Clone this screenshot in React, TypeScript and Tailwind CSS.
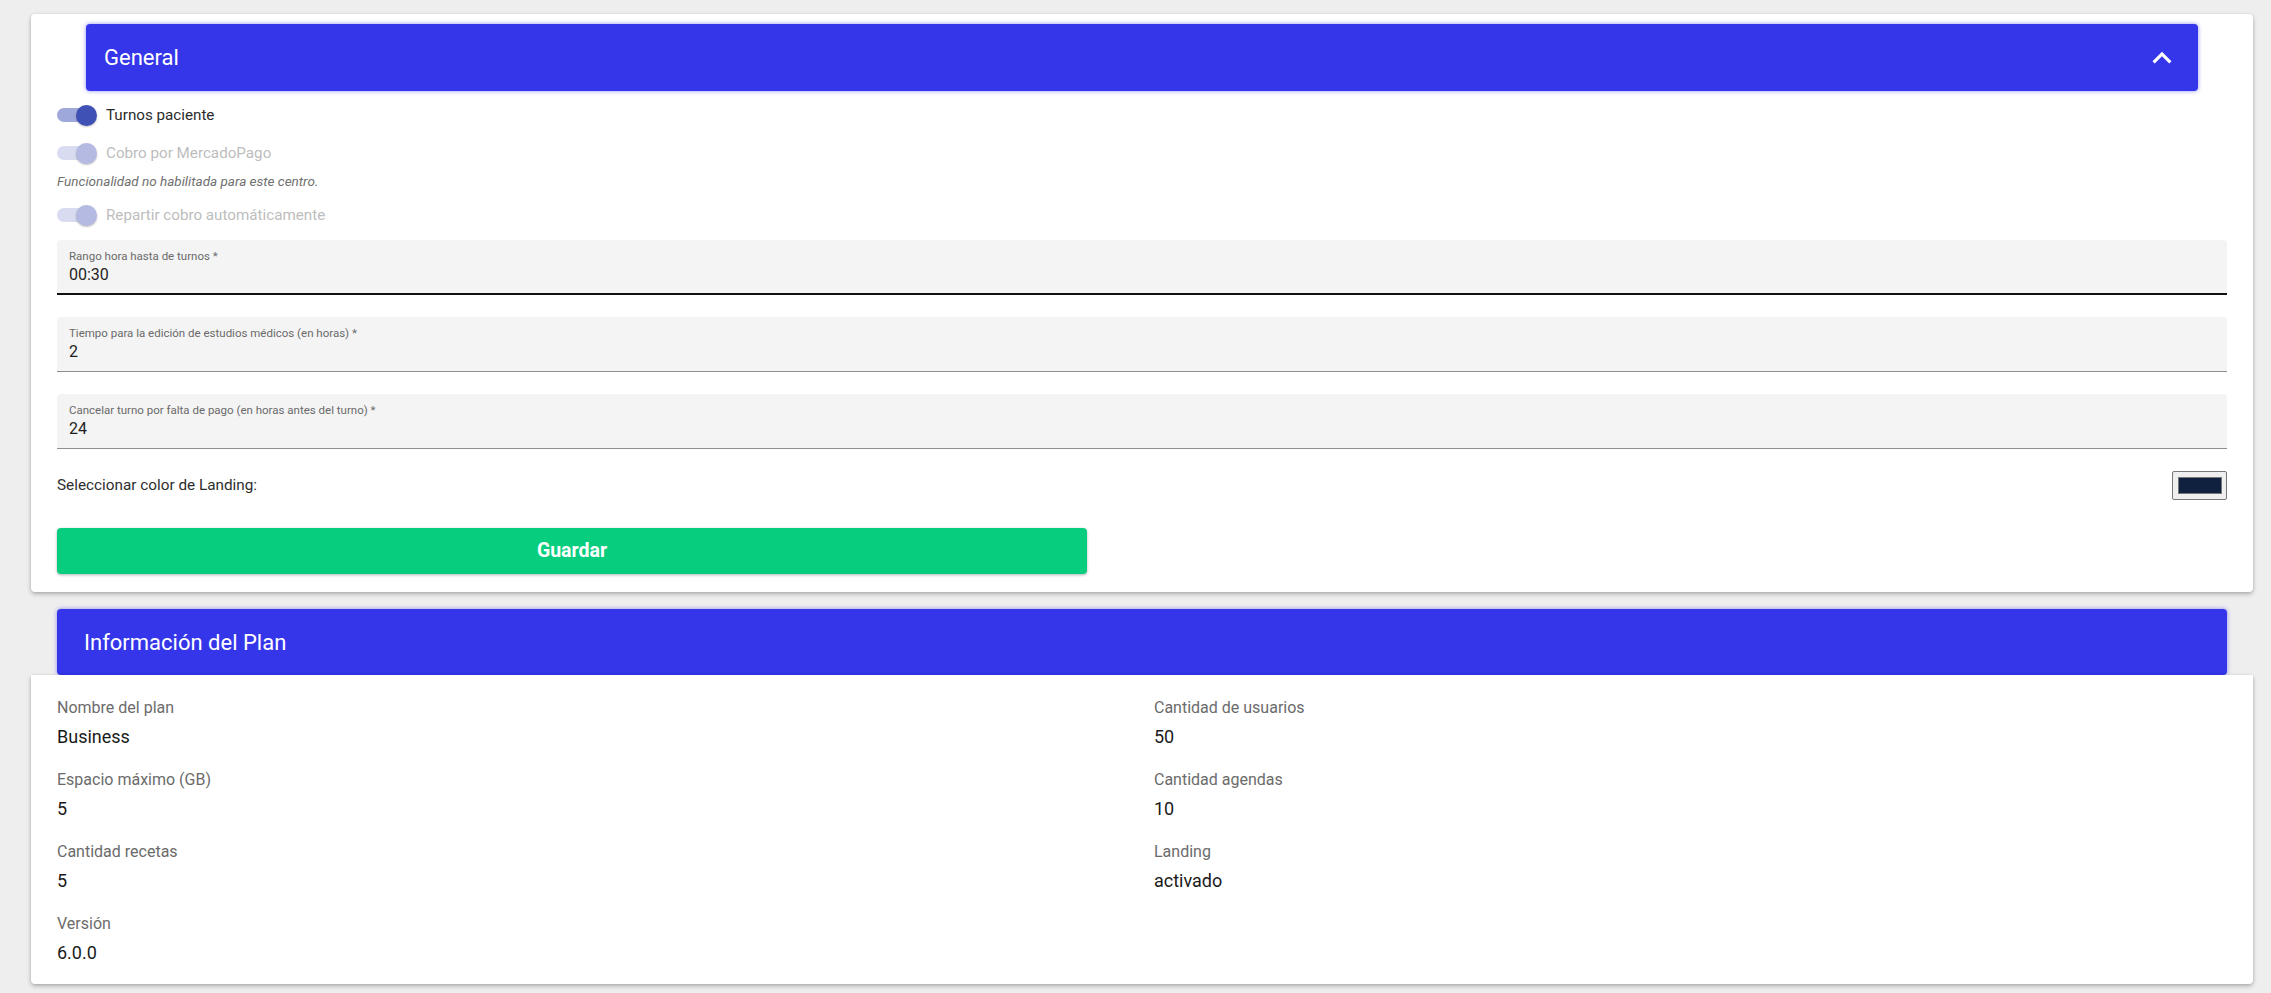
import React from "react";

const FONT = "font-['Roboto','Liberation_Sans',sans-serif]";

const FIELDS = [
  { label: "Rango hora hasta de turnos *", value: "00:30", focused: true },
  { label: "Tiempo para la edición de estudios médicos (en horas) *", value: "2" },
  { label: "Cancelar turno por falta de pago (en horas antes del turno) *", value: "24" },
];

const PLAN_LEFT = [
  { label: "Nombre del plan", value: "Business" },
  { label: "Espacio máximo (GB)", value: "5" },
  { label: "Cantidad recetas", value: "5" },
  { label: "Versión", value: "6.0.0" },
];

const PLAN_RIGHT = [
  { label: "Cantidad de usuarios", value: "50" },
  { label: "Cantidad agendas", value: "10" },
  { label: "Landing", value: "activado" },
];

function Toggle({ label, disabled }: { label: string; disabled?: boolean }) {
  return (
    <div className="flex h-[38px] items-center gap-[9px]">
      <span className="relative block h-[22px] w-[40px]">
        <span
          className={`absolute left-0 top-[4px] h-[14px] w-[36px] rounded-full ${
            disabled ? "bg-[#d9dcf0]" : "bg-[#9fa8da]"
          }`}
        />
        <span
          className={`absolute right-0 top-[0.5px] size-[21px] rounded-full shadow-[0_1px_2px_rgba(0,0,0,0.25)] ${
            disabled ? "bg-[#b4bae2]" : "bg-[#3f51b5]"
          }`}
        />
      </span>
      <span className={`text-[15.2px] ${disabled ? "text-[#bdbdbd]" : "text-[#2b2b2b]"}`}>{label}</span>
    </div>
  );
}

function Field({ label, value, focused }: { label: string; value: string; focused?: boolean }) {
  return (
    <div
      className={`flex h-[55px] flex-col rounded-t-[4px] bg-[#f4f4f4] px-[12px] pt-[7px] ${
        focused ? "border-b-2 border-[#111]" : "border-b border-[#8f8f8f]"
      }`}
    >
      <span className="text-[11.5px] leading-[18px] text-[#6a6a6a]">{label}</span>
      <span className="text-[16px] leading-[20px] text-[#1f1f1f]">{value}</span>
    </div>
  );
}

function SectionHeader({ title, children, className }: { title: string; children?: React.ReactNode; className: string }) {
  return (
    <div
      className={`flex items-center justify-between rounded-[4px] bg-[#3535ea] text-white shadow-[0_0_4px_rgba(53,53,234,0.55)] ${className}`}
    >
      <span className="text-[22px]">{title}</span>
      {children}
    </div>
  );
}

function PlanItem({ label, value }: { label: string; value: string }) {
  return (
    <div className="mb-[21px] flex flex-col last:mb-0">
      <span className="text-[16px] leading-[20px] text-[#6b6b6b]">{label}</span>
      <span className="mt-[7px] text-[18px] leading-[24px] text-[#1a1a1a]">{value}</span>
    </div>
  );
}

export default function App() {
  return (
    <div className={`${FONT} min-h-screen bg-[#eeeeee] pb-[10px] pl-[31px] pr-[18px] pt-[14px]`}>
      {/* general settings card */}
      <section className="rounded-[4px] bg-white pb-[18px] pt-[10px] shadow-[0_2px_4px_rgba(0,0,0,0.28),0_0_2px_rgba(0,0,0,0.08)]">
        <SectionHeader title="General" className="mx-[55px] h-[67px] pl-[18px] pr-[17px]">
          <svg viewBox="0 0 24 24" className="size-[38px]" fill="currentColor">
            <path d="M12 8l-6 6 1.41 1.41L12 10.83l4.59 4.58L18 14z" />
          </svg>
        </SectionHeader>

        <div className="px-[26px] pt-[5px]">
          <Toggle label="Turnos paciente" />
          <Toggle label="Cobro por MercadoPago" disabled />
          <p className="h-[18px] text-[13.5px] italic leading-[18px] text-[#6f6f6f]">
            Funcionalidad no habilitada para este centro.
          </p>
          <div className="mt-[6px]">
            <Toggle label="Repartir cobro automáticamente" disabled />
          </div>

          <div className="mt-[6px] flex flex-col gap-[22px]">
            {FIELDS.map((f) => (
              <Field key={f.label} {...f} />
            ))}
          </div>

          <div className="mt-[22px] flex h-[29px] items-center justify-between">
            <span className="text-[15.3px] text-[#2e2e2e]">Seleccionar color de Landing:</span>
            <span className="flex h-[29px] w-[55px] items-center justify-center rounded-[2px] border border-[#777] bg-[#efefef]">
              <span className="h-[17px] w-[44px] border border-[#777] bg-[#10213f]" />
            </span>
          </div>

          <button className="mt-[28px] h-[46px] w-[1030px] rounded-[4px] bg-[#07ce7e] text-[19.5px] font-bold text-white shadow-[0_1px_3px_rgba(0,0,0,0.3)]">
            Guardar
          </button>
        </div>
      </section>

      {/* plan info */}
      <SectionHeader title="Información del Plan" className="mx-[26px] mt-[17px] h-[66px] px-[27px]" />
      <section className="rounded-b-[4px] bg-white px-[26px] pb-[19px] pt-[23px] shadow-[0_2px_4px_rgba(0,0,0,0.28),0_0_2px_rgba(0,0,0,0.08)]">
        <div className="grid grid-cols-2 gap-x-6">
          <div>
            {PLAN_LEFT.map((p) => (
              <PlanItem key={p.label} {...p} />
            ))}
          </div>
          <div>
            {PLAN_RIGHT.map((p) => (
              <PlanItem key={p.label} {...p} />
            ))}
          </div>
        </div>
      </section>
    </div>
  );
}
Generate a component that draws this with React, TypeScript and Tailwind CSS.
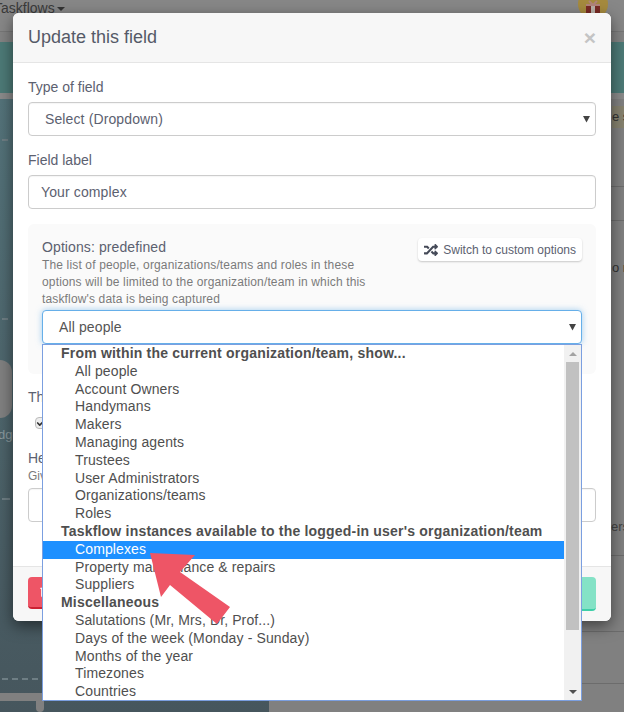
- - - - -
* _Written exercise_: Your task is an exact transcription of all the data, minus the pictures.

* _Full answer_:
Clone this screenshot in React, TypeScript and Tailwind CSS.
import React from "react";

const FONT = "font-['Roboto','Liberation_Sans',sans-serif]";

const FIELDS = [
  { label: "Rango hora hasta de turnos *", value: "00:30", focused: true },
  { label: "Tiempo para la edición de estudios médicos (en horas) *", value: "2" },
  { label: "Cancelar turno por falta de pago (en horas antes del turno) *", value: "24" },
];

const PLAN_LEFT = [
  { label: "Nombre del plan", value: "Business" },
  { label: "Espacio máximo (GB)", value: "5" },
  { label: "Cantidad recetas", value: "5" },
  { label: "Versión", value: "6.0.0" },
];

const PLAN_RIGHT = [
  { label: "Cantidad de usuarios", value: "50" },
  { label: "Cantidad agendas", value: "10" },
  { label: "Landing", value: "activado" },
];

function Toggle({ label, disabled }: { label: string; disabled?: boolean }) {
  return (
    <div className="flex h-[38px] items-center gap-[9px]">
      <span className="relative block h-[22px] w-[40px]">
        <span
          className={`absolute left-0 top-[4px] h-[14px] w-[36px] rounded-full ${
            disabled ? "bg-[#d9dcf0]" : "bg-[#9fa8da]"
          }`}
        />
        <span
          className={`absolute right-0 top-[0.5px] size-[21px] rounded-full shadow-[0_1px_2px_rgba(0,0,0,0.25)] ${
            disabled ? "bg-[#b4bae2]" : "bg-[#3f51b5]"
          }`}
        />
      </span>
      <span className={`text-[15.2px] ${disabled ? "text-[#bdbdbd]" : "text-[#2b2b2b]"}`}>{label}</span>
    </div>
  );
}

function Field({ label, value, focused }: { label: string; value: string; focused?: boolean }) {
  return (
    <div
      className={`flex h-[55px] flex-col rounded-t-[4px] bg-[#f4f4f4] px-[12px] pt-[7px] ${
        focused ? "border-b-2 border-[#111]" : "border-b border-[#8f8f8f]"
      }`}
    >
      <span className="text-[11.5px] leading-[18px] text-[#6a6a6a]">{label}</span>
      <span className="text-[16px] leading-[20px] text-[#1f1f1f]">{value}</span>
    </div>
  );
}

function SectionHeader({ title, children, className }: { title: string; children?: React.ReactNode; className: string }) {
  return (
    <div
      className={`flex items-center justify-between rounded-[4px] bg-[#3535ea] text-white shadow-[0_0_4px_rgba(53,53,234,0.55)] ${className}`}
    >
      <span className="text-[22px]">{title}</span>
      {children}
    </div>
  );
}

function PlanItem({ label, value }: { label: string; value: string }) {
  return (
    <div className="mb-[21px] flex flex-col last:mb-0">
      <span className="text-[16px] leading-[20px] text-[#6b6b6b]">{label}</span>
      <span className="mt-[7px] text-[18px] leading-[24px] text-[#1a1a1a]">{value}</span>
    </div>
  );
}

export default function App() {
  return (
    <div className={`${FONT} min-h-screen bg-[#eeeeee] pb-[10px] pl-[31px] pr-[18px] pt-[14px]`}>
      {/* general settings card */}
      <section className="rounded-[4px] bg-white pb-[18px] pt-[10px] shadow-[0_2px_4px_rgba(0,0,0,0.28),0_0_2px_rgba(0,0,0,0.08)]">
        <SectionHeader title="General" className="mx-[55px] h-[67px] pl-[18px] pr-[17px]">
          <svg viewBox="0 0 24 24" className="size-[38px]" fill="currentColor">
            <path d="M12 8l-6 6 1.41 1.41L12 10.83l4.59 4.58L18 14z" />
          </svg>
        </SectionHeader>

        <div className="px-[26px] pt-[5px]">
          <Toggle label="Turnos paciente" />
          <Toggle label="Cobro por MercadoPago" disabled />
          <p className="h-[18px] text-[13.5px] italic leading-[18px] text-[#6f6f6f]">
            Funcionalidad no habilitada para este centro.
          </p>
          <div className="mt-[6px]">
            <Toggle label="Repartir cobro automáticamente" disabled />
          </div>

          <div className="mt-[6px] flex flex-col gap-[22px]">
            {FIELDS.map((f) => (
              <Field key={f.label} {...f} />
            ))}
          </div>

          <div className="mt-[22px] flex h-[29px] items-center justify-between">
            <span className="text-[15.3px] text-[#2e2e2e]">Seleccionar color de Landing:</span>
            <span className="flex h-[29px] w-[55px] items-center justify-center rounded-[2px] border border-[#777] bg-[#efefef]">
              <span className="h-[17px] w-[44px] border border-[#777] bg-[#10213f]" />
            </span>
          </div>

          <button className="mt-[28px] h-[46px] w-[1030px] rounded-[4px] bg-[#07ce7e] text-[19.5px] font-bold text-white shadow-[0_1px_3px_rgba(0,0,0,0.3)]">
            Guardar
          </button>
        </div>
      </section>

      {/* plan info */}
      <SectionHeader title="Información del Plan" className="mx-[26px] mt-[17px] h-[66px] px-[27px]" />
      <section className="rounded-b-[4px] bg-white px-[26px] pb-[19px] pt-[23px] shadow-[0_2px_4px_rgba(0,0,0,0.28),0_0_2px_rgba(0,0,0,0.08)]">
        <div className="grid grid-cols-2 gap-x-6">
          <div>
            {PLAN_LEFT.map((p) => (
              <PlanItem key={p.label} {...p} />
            ))}
          </div>
          <div>
            {PLAN_RIGHT.map((p) => (
              <PlanItem key={p.label} {...p} />
            ))}
          </div>
        </div>
      </section>
    </div>
  );
}
Generate a component that draws this with React, TypeScript and Tailwind CSS.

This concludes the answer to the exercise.